• _EXERCISE_:
Pick every line from the data that holds the word "with".
%%
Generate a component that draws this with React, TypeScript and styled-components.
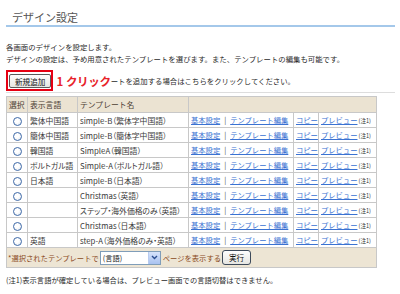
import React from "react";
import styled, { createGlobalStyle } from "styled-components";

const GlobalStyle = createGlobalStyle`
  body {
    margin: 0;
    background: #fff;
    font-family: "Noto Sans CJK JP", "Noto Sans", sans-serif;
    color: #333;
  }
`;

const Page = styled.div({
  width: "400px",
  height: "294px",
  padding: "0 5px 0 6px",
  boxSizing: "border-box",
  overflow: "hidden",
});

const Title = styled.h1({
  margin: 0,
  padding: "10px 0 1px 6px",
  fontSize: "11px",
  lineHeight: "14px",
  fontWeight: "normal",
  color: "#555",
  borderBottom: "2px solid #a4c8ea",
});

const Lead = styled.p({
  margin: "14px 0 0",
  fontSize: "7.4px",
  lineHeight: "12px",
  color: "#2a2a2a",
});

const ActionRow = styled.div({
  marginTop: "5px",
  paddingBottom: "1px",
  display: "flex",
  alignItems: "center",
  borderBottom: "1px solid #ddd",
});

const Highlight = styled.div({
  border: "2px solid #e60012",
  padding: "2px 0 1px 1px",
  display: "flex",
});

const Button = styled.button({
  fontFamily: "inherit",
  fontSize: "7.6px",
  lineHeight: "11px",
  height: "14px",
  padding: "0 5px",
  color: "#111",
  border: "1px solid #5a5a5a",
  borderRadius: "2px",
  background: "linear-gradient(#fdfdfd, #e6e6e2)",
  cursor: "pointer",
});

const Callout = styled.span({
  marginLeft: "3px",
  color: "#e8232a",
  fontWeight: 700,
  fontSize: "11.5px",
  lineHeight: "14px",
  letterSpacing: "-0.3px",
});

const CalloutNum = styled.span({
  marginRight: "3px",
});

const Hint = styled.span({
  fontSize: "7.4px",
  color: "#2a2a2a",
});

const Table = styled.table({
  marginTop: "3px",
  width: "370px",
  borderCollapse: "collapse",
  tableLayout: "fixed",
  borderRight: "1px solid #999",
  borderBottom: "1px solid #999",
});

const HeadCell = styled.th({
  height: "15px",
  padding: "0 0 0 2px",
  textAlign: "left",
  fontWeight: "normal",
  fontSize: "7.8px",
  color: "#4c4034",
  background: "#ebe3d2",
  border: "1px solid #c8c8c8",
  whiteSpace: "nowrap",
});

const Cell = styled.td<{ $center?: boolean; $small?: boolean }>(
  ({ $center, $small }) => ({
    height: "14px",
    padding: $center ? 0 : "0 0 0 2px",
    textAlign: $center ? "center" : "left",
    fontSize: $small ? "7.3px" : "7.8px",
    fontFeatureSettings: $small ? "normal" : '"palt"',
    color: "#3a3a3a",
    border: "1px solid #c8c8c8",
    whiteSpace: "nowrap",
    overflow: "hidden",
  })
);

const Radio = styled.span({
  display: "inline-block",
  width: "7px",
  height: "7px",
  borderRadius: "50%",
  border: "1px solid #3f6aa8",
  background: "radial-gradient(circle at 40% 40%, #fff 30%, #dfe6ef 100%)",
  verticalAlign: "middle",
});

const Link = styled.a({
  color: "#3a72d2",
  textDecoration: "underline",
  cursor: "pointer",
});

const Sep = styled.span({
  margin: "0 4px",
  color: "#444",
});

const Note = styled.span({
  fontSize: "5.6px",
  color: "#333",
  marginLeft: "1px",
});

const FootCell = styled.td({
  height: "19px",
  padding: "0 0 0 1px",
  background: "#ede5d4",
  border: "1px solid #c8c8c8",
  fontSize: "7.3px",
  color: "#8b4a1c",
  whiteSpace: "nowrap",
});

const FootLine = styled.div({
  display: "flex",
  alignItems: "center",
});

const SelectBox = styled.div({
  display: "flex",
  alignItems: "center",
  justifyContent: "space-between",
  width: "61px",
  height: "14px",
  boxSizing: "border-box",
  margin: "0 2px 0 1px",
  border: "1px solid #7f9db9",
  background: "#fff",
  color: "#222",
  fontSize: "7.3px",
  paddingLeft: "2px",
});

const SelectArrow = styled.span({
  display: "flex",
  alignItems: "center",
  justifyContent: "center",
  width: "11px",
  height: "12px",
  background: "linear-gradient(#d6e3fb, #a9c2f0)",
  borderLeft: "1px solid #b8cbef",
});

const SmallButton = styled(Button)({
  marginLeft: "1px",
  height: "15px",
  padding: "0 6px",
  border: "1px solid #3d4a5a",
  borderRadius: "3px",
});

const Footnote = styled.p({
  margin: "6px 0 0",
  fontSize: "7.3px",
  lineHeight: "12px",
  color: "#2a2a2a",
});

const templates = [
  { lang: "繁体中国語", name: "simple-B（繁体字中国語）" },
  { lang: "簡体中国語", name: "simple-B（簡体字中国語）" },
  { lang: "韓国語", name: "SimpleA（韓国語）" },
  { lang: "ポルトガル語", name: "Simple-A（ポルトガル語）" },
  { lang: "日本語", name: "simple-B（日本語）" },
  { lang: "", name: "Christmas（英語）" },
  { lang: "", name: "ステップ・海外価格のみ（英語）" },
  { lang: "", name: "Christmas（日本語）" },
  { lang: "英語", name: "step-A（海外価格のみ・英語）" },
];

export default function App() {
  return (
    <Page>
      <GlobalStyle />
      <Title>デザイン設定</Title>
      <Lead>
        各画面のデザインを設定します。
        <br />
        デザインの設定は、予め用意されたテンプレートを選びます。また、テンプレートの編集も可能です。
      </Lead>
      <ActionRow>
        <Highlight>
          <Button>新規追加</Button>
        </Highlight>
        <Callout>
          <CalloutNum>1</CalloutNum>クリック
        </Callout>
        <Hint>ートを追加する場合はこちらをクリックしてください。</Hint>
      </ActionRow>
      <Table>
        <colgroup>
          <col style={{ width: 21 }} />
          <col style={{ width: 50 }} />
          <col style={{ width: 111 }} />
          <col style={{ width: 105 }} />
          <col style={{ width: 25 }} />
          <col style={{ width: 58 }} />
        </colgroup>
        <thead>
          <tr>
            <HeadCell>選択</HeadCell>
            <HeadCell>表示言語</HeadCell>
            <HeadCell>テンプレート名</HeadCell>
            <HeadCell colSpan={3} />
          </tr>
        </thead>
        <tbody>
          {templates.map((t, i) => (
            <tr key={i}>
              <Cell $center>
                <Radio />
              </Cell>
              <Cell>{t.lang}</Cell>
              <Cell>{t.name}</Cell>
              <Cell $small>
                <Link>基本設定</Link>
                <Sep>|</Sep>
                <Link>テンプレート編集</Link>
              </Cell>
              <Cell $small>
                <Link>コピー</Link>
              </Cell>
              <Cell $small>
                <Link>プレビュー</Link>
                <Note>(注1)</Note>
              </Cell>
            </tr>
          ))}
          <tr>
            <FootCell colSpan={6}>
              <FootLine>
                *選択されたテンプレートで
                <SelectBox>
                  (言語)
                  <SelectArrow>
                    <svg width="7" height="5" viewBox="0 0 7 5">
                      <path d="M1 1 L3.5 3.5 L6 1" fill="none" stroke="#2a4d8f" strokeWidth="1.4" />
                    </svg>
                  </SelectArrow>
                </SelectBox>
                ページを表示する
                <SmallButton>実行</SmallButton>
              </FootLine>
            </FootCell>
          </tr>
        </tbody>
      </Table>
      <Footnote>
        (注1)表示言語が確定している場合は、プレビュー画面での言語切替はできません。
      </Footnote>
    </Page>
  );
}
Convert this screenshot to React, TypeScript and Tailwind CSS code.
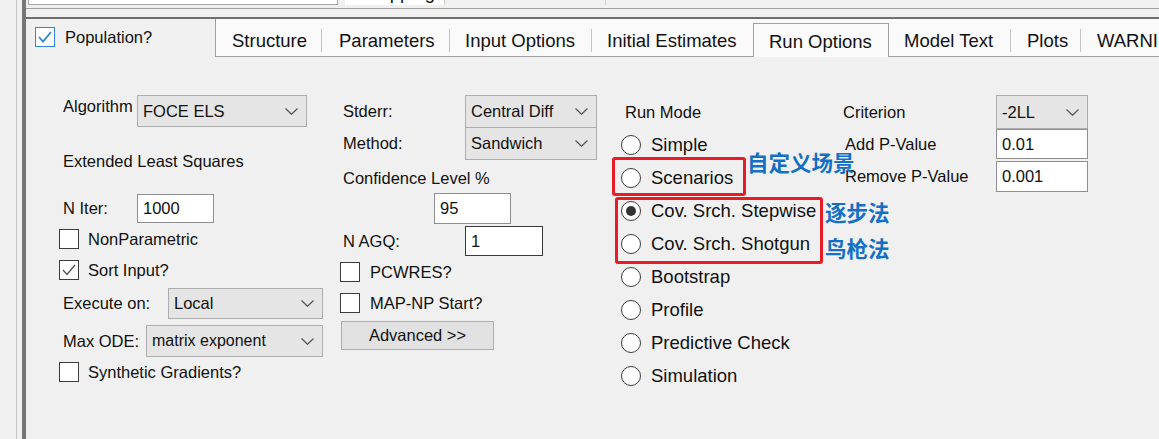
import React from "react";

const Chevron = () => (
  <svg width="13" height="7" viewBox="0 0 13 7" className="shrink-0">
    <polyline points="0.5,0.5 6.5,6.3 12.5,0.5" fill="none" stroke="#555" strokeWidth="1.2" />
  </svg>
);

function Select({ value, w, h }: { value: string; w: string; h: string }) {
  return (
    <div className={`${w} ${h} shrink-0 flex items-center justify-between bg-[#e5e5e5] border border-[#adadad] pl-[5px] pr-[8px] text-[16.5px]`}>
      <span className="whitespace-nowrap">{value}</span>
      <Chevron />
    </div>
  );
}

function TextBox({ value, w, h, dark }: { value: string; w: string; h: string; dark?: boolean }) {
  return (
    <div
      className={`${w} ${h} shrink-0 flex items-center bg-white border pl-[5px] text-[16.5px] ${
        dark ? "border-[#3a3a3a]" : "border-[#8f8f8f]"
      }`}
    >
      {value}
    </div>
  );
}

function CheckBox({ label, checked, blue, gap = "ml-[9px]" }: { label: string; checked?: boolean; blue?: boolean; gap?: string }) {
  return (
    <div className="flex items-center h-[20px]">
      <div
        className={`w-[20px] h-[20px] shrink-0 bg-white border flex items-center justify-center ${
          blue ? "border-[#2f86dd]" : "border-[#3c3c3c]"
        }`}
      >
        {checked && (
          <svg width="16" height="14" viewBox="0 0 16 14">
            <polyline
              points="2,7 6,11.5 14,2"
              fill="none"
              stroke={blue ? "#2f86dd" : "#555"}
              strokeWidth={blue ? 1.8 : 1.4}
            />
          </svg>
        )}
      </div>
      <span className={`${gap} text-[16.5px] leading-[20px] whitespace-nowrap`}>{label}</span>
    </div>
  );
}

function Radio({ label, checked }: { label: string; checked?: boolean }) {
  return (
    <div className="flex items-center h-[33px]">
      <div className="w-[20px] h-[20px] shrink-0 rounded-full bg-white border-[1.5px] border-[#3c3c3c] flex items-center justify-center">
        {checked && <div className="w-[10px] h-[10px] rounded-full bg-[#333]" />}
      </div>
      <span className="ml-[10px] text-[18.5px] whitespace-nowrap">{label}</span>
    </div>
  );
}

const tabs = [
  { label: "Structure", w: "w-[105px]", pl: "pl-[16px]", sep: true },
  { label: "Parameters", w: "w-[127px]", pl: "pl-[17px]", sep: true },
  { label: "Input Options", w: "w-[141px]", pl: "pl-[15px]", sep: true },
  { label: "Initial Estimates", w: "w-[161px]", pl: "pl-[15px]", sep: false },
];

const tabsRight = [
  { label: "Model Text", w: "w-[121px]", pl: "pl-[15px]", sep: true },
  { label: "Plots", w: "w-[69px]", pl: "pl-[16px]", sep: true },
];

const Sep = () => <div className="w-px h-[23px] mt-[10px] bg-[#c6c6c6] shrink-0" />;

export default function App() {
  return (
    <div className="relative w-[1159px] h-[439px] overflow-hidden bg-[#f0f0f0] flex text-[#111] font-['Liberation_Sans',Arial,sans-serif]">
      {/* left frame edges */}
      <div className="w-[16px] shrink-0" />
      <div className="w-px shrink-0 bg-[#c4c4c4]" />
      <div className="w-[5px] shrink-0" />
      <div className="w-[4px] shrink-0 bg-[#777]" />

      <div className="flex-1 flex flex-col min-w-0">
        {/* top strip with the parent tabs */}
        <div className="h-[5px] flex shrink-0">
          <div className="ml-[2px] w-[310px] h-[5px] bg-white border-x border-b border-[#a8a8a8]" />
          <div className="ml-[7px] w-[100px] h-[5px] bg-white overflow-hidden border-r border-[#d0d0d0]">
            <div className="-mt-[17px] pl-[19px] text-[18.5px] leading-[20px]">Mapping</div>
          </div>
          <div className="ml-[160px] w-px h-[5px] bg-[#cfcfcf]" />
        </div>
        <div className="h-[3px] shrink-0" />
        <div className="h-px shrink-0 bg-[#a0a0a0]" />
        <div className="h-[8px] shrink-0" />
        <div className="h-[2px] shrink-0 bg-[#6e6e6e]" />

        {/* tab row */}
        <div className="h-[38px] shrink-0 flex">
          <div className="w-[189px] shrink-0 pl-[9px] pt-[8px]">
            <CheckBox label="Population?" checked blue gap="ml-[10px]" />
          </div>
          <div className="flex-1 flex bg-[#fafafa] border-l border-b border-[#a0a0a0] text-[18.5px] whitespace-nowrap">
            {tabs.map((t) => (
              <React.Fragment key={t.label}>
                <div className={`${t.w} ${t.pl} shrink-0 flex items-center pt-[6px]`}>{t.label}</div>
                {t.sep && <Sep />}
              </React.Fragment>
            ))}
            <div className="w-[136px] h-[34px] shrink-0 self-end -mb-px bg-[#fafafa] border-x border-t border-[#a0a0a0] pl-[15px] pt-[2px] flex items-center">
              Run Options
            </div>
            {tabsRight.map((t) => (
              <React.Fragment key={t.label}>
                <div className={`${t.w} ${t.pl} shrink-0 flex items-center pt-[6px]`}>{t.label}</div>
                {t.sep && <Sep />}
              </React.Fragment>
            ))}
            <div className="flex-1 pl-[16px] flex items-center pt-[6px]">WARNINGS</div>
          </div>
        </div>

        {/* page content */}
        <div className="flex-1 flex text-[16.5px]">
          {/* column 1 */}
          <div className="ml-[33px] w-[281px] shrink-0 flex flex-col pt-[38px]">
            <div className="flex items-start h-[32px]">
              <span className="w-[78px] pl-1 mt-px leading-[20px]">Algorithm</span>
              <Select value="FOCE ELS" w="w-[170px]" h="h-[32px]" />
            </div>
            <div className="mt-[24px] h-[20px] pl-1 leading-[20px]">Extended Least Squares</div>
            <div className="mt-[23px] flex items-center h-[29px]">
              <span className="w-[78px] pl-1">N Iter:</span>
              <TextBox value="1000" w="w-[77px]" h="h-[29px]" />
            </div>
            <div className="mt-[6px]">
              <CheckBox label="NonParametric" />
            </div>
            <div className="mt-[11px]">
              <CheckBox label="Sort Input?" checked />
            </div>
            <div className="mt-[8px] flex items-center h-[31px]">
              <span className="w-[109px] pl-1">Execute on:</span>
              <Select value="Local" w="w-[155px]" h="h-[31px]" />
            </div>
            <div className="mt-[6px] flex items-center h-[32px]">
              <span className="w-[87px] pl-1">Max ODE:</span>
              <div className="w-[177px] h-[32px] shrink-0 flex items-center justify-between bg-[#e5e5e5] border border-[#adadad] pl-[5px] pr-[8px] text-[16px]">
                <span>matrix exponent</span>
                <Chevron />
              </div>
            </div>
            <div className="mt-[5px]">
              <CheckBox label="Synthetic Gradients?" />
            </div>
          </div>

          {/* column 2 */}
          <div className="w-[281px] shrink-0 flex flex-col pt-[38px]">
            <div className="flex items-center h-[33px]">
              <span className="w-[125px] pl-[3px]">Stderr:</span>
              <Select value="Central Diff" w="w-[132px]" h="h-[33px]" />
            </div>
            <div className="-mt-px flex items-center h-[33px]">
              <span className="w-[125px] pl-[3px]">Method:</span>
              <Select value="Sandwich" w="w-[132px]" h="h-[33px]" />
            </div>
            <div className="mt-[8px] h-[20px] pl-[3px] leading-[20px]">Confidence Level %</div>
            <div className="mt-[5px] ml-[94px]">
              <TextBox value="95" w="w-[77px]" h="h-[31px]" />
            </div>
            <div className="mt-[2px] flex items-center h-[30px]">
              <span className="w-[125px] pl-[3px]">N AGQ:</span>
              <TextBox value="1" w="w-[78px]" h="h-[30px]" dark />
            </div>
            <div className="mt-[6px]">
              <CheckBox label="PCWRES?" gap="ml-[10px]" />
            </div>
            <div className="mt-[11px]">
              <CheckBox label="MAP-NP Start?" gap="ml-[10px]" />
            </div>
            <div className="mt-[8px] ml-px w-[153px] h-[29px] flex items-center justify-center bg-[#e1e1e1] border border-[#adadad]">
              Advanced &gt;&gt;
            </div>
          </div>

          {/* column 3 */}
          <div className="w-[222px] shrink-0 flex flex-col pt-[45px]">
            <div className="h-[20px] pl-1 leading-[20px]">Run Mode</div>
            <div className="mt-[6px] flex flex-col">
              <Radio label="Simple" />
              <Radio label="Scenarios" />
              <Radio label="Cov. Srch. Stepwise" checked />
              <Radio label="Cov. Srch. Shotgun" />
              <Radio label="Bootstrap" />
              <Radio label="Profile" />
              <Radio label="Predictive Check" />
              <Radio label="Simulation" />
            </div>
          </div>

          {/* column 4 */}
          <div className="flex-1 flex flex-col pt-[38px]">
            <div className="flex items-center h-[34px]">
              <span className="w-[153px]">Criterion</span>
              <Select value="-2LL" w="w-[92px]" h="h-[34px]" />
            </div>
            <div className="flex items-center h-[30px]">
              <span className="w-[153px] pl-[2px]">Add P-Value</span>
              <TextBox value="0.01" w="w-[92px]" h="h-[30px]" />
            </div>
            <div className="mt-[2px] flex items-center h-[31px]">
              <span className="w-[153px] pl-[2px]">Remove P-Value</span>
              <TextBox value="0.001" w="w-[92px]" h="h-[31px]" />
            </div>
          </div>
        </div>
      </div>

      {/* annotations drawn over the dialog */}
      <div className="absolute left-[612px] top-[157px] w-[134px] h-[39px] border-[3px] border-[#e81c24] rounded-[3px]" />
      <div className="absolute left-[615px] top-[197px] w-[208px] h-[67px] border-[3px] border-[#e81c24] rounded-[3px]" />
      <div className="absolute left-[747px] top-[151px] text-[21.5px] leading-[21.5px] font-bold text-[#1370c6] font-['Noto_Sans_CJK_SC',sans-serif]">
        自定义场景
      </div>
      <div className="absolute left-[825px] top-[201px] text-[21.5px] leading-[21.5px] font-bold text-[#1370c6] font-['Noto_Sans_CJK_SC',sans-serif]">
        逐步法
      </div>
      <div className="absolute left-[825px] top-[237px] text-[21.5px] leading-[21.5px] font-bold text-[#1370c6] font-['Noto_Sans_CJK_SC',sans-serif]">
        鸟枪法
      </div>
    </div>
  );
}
%%
• _OUTPUT FOR THIS TASK_:
Generate a component that draws this with React, TypeScript and styled-components.
        {/* top strip with the parent tabs */}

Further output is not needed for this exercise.